During the Civil War, the cave was visited by both Confederate and Union soldiers. During their visits, over 230 soldiers signed their names on the cave’s walls. One noted signature is that of W.W. Miles, signed on Sept. 26th, 1864. Once, Confederate General Stonewall Jackson was apparently camped near the entrance way and allowed his soldiers to visit the caverns, (pictured above).

I continued to explore the Late-Cambrian Conococheage Formation by driving north on US340 to Elkton, turning left on US33 and driving to Harrisonburg. From there, I headed south on VA-42 to High Street to VA-747 (Mossy Creek Rd.). From there I turned left onto SR-747/SR-613/Mossy Creek Rd., then right onto SR-731/Natural Chimney Rd. where, at the fork, I went right onto SR-936/Natural Chimney Ln.. This brought me to a parking lot at the Natural Chimneys Park in Virginia, (pictured below).



Pictured above, Natural Chimneys is an extraordinary collection of 7 imposing rock structures whose story begins with the deposition of the Conococheage Formation some 500 million years ago, during the Cambrian Period, when the region was inundated by an inland sea.

Imaged above, in the shallow Cambrian sea churning with new life, small shell forming animals with a variety of other marine life began their life and death cycle. Countless millions of years later their shells and remains, now accumulated on the sea floor, had compressed and hardened into what is now known as limestone.

Image above, the earth, tormented within, began a period of restlessness. Upheaval and movement resulted in the formation of the ancestral Appalachian Mountains. Rock layers, formed on the ancient sea floor, were lifted up and folded. The intense pressures from this upheaval left their mark, fracturing and splitting the rock, forming cracks and fissures.

Imaged above, rainwater, churning, swirling, searching for the sea, seeped through cracks and fissures, dissolving the weaker areas and carving underground channels. Sinkholes and a network of interconnecting passages and tunnels tell this story today. The ever moving water, dissolving various and sundry minerals on its journey, including iron and magnesium, redeposited these passengers in limestone layers below. Reinforce by new minerals, some limestone layers become harder and can be identified today by the rusty patches on their sides.

Imaged above, the forerunner of today’s North River began cutting into the layers of limestone, and the ancient sinkholes and the limestone around them were exposed to view. As the erosive process isolated the towers, the hard upper layers of chert protected the limestone beneath from destruction, forming vertical pillars of stone.
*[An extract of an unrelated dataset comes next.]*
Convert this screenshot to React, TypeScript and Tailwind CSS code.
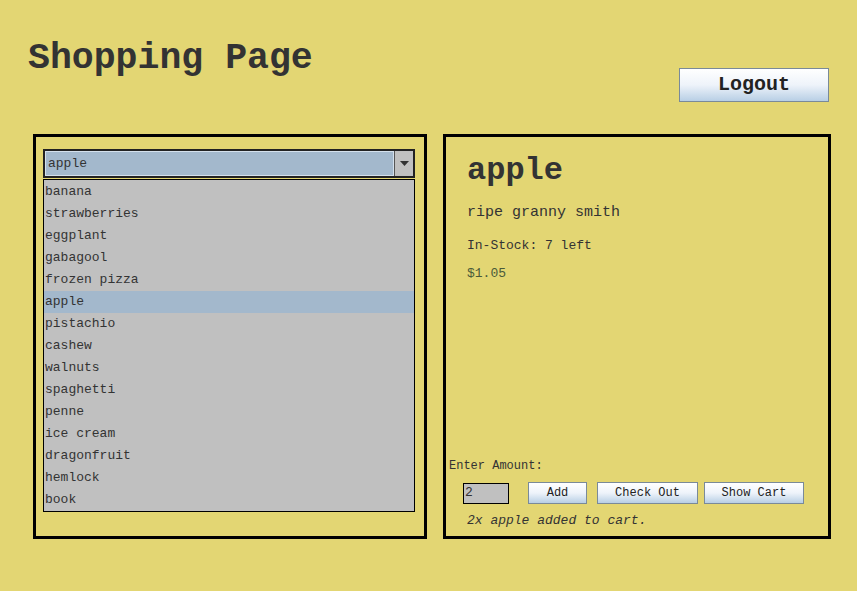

At times during this erosive process the North River lapped against the pillars, and chimneys, at levels as high as 25m from the ground.

Imaged above, the Natural Chimneys are now erosion remnants of a former fissure cave system, a geologic curiosity unique in the eastern United States. However, processes of erosion continue their relentless work. In some future time, these mighty stone pillars will have been worn completely away.
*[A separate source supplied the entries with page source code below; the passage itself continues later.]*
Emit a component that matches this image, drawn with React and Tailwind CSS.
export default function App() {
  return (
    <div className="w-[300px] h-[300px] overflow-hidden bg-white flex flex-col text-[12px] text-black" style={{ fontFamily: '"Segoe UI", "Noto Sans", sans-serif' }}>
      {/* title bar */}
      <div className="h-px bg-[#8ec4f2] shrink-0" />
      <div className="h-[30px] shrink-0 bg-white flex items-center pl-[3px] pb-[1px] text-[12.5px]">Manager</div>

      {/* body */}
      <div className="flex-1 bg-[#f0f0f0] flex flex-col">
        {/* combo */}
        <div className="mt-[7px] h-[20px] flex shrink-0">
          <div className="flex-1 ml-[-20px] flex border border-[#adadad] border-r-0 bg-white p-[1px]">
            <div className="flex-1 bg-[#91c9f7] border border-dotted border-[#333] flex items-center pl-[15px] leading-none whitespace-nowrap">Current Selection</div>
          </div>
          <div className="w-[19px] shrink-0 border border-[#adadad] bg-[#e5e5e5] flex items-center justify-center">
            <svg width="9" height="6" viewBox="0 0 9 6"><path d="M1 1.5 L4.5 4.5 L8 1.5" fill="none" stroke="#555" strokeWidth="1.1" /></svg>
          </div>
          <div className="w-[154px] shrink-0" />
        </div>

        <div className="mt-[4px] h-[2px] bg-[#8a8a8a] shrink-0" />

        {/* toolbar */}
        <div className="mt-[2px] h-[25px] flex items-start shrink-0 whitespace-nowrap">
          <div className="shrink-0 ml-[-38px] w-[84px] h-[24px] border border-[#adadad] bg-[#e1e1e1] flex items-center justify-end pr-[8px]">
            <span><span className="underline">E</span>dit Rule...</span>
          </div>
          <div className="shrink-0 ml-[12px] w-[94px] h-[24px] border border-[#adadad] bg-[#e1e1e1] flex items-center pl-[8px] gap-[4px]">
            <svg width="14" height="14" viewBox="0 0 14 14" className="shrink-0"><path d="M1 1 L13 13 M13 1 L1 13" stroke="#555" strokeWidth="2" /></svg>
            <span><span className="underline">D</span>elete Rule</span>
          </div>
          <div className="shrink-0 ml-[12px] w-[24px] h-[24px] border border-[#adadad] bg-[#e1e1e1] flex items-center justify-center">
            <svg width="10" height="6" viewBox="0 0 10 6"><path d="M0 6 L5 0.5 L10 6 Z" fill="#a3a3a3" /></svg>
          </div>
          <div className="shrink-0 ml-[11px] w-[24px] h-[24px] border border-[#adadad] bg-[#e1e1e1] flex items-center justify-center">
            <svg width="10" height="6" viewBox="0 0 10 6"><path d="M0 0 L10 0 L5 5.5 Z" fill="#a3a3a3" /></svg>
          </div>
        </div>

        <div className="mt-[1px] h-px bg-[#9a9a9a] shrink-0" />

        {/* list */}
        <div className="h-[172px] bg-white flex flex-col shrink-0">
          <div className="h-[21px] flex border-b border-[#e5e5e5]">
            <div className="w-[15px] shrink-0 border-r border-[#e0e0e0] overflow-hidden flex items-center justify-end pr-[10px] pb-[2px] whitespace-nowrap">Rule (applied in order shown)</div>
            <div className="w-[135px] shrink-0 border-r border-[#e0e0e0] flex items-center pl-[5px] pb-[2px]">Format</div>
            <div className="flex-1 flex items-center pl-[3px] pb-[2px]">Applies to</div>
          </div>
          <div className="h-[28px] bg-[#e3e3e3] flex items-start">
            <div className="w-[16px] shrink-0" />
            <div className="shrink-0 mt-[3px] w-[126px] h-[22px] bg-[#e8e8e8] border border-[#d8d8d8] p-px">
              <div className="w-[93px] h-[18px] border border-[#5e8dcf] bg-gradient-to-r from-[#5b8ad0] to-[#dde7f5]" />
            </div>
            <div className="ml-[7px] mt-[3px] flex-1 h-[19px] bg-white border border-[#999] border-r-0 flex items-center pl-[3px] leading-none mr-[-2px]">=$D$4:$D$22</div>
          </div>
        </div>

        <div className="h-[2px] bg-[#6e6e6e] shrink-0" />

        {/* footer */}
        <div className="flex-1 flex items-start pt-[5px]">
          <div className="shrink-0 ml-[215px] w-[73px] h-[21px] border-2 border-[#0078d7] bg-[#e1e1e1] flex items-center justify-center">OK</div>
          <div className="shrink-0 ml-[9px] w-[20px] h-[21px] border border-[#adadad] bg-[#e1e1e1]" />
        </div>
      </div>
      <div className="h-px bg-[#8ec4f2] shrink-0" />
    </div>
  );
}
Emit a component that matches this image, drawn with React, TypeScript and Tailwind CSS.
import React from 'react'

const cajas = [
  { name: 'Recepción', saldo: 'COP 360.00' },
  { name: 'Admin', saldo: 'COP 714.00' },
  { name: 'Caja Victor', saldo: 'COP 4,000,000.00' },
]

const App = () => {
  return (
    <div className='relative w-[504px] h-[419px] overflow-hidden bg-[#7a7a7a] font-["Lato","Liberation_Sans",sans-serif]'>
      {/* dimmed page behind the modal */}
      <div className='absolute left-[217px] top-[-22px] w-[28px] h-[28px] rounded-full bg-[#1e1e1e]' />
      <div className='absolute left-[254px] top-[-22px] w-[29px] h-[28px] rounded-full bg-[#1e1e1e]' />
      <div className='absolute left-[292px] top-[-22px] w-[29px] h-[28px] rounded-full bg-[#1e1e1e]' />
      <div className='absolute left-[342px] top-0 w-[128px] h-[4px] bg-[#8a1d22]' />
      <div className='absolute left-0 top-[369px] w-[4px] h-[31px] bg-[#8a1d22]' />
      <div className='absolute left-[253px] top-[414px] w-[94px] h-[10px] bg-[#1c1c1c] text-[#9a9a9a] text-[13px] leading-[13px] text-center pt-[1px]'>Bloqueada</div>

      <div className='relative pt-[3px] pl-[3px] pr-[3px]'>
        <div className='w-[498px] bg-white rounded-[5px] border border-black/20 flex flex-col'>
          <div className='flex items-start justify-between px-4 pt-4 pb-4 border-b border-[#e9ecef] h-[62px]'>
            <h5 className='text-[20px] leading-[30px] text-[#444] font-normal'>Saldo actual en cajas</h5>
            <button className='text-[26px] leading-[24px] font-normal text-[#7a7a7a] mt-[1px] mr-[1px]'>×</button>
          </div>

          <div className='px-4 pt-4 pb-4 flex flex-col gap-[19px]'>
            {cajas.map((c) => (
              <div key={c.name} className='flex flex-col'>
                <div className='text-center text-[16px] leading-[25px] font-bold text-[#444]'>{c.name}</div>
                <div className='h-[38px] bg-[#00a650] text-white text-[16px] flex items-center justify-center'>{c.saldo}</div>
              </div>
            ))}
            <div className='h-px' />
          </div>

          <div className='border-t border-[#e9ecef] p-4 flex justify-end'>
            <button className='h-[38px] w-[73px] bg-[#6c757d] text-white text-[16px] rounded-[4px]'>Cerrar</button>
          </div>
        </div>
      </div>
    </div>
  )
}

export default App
I then drove north on the backroads, until I reached US33, where I turned east towards Harrisonburg. Just about 20 km west of Harrisonburg, on US33, I viewed a fascinating site. On the southside of road, rose a tree-covered cone called the Mole Hill. The Mole Hill is crowned by exposures of basalt from volcanic activity that has been dated to be 47 million years old. Rising about 134m above the landscape, the basalt consists of a fine-grained texture that has pepper-corn-sized crystals of olivine, (one of the first minerals to form when molten rock cools. It is probable the remains of a plug, a vertical, pipe-like body of cooled magma that represents the conduit of a former volcanic vent. This is very strange for this area, and proves that there are young events of volcanism in Shenandoah Valley.

My next trekking experience is to explore the “Endless Caverns”, pictured above. To get there from Harrisonburg, I drove northeast on I-81 for 29km, and exited onto US-11 and drove another 24 northeast where I turned right onto Endless Cavern Rd.
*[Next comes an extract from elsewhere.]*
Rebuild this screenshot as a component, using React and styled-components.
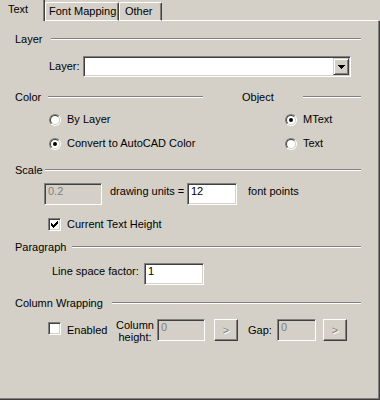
import styled, { createGlobalStyle } from "styled-components";

const GlobalStyle = createGlobalStyle`
  html, body {
    margin: 0;
    padding: 0;
    background: #d4d0c8;
  }
  body {
    font-family: "Liberation Sans", Arial, sans-serif;
    font-size: 11px;
    color: #000;
  }
`;

const Dialog = styled.div`
  width: 380px;
  height: 400px;
  overflow: hidden;
  display: flex;
  flex-direction: column;
  background: #d4d0c8;
`;

const TabStrip = styled.div`
  display: flex;
  align-items: flex-end;
  height: 21px;
  flex-shrink: 0;
`;

const ActiveTab = styled.div`
  box-sizing: border-box;
  width: 45px;
  height: 21px;
  padding: 3px 0 0 8px;
  line-height: 13px;
  border-right: 1px solid #404040;
  box-shadow: inset -1px 0 #808080;
`;

const Tab = styled.div`
  box-sizing: border-box;
  width: ${(p) => p.$w}px;
  height: 19px;
  padding: 2px 0 0 ${(p) => p.$pad}px;
  line-height: 13px;
  white-space: nowrap;
  border: 1px solid;
  border-color: #fff #404040 #fff #fff;
  border-radius: 2px 2px 0 0;
  box-shadow: inset -1px 0 #808080;
`;

const TabLine = styled.div`
  flex: 1;
  height: 1px;
  margin-right: 2px;
  background: #fff;
`;

const Panel = styled.div`
  flex: 1;
  box-sizing: border-box;
  padding: 11px 18px 0 15px;
  border-right: 1px solid #404040;
  border-bottom: 1px solid #404040;
  box-shadow: inset -1px -1px #808080;
  display: flex;
  flex-direction: column;
`;

const Header = styled.div`
  display: flex;
  align-items: center;
  height: 14px;
  line-height: 14px;
  margin-top: ${(p) => p.$mt || 0}px;
  &::after {
    content: "";
    flex: 1;
    border-top: 1px solid #808080;
    border-bottom: 1px solid #fff;
  }
`;

const HeaderLabel = styled.span`
  width: ${(p) => p.$w}px;
  flex-shrink: 0;
  white-space: nowrap;
`;

const Columns = styled.div`
  display: flex;
  gap: 39px;
  margin-top: ${(p) => p.$mt}px;
`;

const Column = styled.div`
  display: flex;
  flex-direction: column;
  ${(p) => (p.$w ? `width: ${p.$w}px;` : "flex: 1;")}
`;

const Row = styled.div`
  display: flex;
  align-items: ${(p) => p.$align || "center"};
  height: ${(p) => p.$h}px;
  margin-top: ${(p) => p.$mt}px;
  padding-left: ${(p) => p.$indent || 0}px;
  line-height: 13px;
  white-space: nowrap;
`;

const Label = styled.span`
  ${(p) => (p.$w ? `width: ${p.$w}px; flex-shrink: 0;` : "")}
  margin-left: ${(p) => p.$ml || 0}px;
`;

const StackLabel = styled.span`
  width: 38px;
  margin-right: 3px;
  line-height: 12px;
  padding-top: 1px;
  text-align: center;
  white-space: normal;
`;

const RadioOuter = styled.span`
  box-sizing: border-box;
  width: 12px;
  height: 12px;
  flex-shrink: 0;
  display: flex;
  border-radius: 50%;
  border: 1px solid;
  border-color: #808080 #fff #fff #808080;
`;

const RadioInner = styled.span`
  box-sizing: border-box;
  flex: 1;
  display: flex;
  align-items: center;
  justify-content: center;
  border-radius: 50%;
  border: 1px solid;
  border-color: #404040 #d4d0c8 #d4d0c8 #404040;
  background: #fff;
  &::after {
    content: "";
    width: 4px;
    height: 4px;
    border-radius: 50%;
    background: ${(p) => (p.$on ? "#000" : "transparent")};
  }
`;

const CheckBox = styled.span`
  box-sizing: border-box;
  width: 13px;
  height: 13px;
  flex-shrink: 0;
  display: flex;
  align-items: center;
  justify-content: center;
  border: 1px solid;
  border-color: #808080 #fff #fff #808080;
  box-shadow: inset 1px 1px #404040, inset -1px -1px #d4d0c8;
  background: #fff;
  ${(p) => (p.$top ? `align-self: flex-start; margin-top: ${p.$top}px;` : "")}
`;

const Field = styled.div`
  box-sizing: border-box;
  width: ${(p) => p.$w}px;
  height: 22px;
  flex-shrink: 0;
  padding: 1px 0 0 3px;
  line-height: 13px;
  border: 1px solid;
  border-color: #808080 #fff #fff #808080;
  box-shadow: inset 1px 1px #404040, inset -1px -1px #d4d0c8;
  background: ${(p) => (p.$disabled ? "#d4d0c8" : "#fff")};
  color: ${(p) => (p.$disabled ? "#808080" : "#000")};
`;

const Combo = styled.div`
  box-sizing: border-box;
  width: 268px;
  height: 21px;
  padding: 1px;
  display: flex;
  justify-content: flex-end;
  border: 1px solid;
  border-color: #808080 #fff #fff #808080;
  box-shadow: inset 1px 1px #404040, inset -1px -1px #d4d0c8;
  background: #fff;
`;

const DropButton = styled.span`
  box-sizing: border-box;
  width: 16px;
  height: 17px;
  display: flex;
  align-items: center;
  justify-content: center;
  border: 1px solid;
  border-color: #d4d0c8 #404040 #404040 #d4d0c8;
  box-shadow: inset 1px 1px #fff, inset -1px -1px #808080;
  background: #d4d0c8;
`;

const SmallButton = styled.div`
  box-sizing: border-box;
  width: 24px;
  height: 22px;
  margin-left: ${(p) => p.$ml}px;
  display: flex;
  align-items: center;
  justify-content: center;
  border: 1px solid;
  border-color: #fff #404040 #404040 #fff;
  box-shadow: inset -1px -1px #808080, inset 1px 1px #d4d0c8;
  color: #808080;
  text-shadow: 1px 1px #fff;
`;

const Radio = ({ on, children }) => (
  <>
    <RadioOuter>
      <RadioInner $on={on} />
    </RadioOuter>
    <Label $ml={6}>{children}</Label>
  </>
);

const Check = () => (
  <svg width="7" height="7" viewBox="0 0 7 7" shapeRendering="crispEdges">
    <path
      d="M0 2h1v3H0z M1 3h1v3H1z M2 4h1v3H2z M3 3h1v3H3z M4 2h1v3H4z M5 1h1v3H5z M6 0h1v3H6z"
      fill="#000"
    />
  </svg>
);

const Arrow = () => (
  <svg width="7" height="4" viewBox="0 0 7 4" shapeRendering="crispEdges">
    <path d="M0 0h7v1H0z M1 1h5v1H1z M2 2h3v1H2z M3 3h1v1H3z" fill="#000" />
  </svg>
);

export default function App() {
  return (
    <Dialog>
      <GlobalStyle />
      <TabStrip>
        <ActiveTab>Text</ActiveTab>
        <Tab $w={74} $pad={3}>Font Mapping</Tab>
        <Tab $w={43} $pad={5}>Other</Tab>
        <TabLine />
      </TabStrip>
      <Panel>
        <Header>
          <HeaderLabel $w={36}>Layer</HeaderLabel>
        </Header>
        <Row $mt={10} $h={21} $indent={34}>
          <Label $w={34}>Layer:</Label>
          <Combo>
            <DropButton>
              <Arrow />
            </DropButton>
          </Combo>
        </Row>

        <Columns $mt={13}>
          <Column $w={188}>
            <Header>
              <HeaderLabel $w={33}>Color</HeaderLabel>
            </Header>
            <Row $mt={9} $h={13} $indent={34}>
              <Radio>By Layer</Radio>
            </Row>
            <Row $mt={11} $h={13} $indent={34}>
              <Radio on>Convert to AutoCAD Color</Radio>
            </Row>
          </Column>
          <Column>
            <Header>
              <HeaderLabel $w={61}>Object</HeaderLabel>
            </Header>
            <Row $mt={9} $h={13} $indent={43}>
              <Radio on>MText</Radio>
            </Row>
            <Row $mt={11} $h={13} $indent={43}>
              <Radio>Text</Radio>
            </Row>
          </Column>
        </Columns>

        <Header $mt={13}>
          <HeaderLabel $w={30}>Scale</HeaderLabel>
        </Header>
        <Row $mt={6} $h={22} $indent={29} $align="baseline">
          <Field $w={58} $disabled>
            0.2
          </Field>
          <Label $w={77} $ml={8}>
            drawing units =
          </Label>
          <Field $w={50}>12</Field>
          <Label $ml={11}>font points</Label>
        </Row>
        <Row $mt={13} $h={13} $indent={33}>
          <CheckBox>
            <Check />
          </CheckBox>
          <Label $ml={6}>Current Text Height</Label>
        </Row>

        <Header $mt={9}>
          <HeaderLabel $w={57}>Paragraph</HeaderLabel>
        </Header>
        <Row $mt={9} $h={22} $indent={37} $align="baseline">
          <Label $w={92}>Line space factor:</Label>
          <Field $w={60}>1</Field>
        </Row>

        <Header $mt={11}>
          <HeaderLabel $w={97}>Column Wrapping</HeaderLabel>
        </Header>
        <Row $mt={9} $h={22} $indent={33}>
          <CheckBox $top={3} />
          <Label $w={49} $ml={6}>
            Enabled
          </Label>
          <StackLabel>Column height:</StackLabel>
          <Field $w={48} $disabled>
            0
          </Field>
          <SmallButton $ml={9}>&gt;</SmallButton>
          <Label $w={29} $ml={10}>
            Gap:
          </Label>
          <Field $w={39} $disabled>
            0
          </Field>
          <SmallButton $ml={7}>&gt;</SmallButton>
        </Row>
      </Panel>
    </Dialog>
  );
}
Thick sequences of carbonate strata that constitute the basement of the Shenandoah Valley create an ideal foundation for the development of caves. For millions of years, carbon dioxide, (from dilute concentrations of carbonic acid introduced by charged rains that have fallen to Earth), soaked the ground, seeped into available cracks, and slowly dissolved the limestone bedrock and forming sinuous underground passageways of great length. They have yet to find an end to the complex network of under-gound passageways at Endless Caverns. Overall, this dissolution results in the formation of a karst surface.












Pictured above, initially swamped with water, cavern systems can become dry when either the land is elevated or the groundwater level is lowered. Once dry, a range of cavern formations, including flowstone, stalagmites, stalactites, and soda straws, begin to ornament ceiling, walls, and floors. These form as the mineral calcium carbonate precipitates from the rainwater percolating into the underground voids. {Photos below were taken at the “Endless Caverns, Virginia in 2024, (I’m standing in the last photo that is a bit blurry).}





Pictured above, “Endless Caverns” is a fairyland of signature limestone features, such as: shields, rimstone, mammary shaped stalactites, ruffle-like terraces that radiate across the cave floor, icicle-like pendants, circular plates separated by thin cracks, semicircular grooves worn into the limestone walls, remnants of subterranean channels, and cavern-developing streams.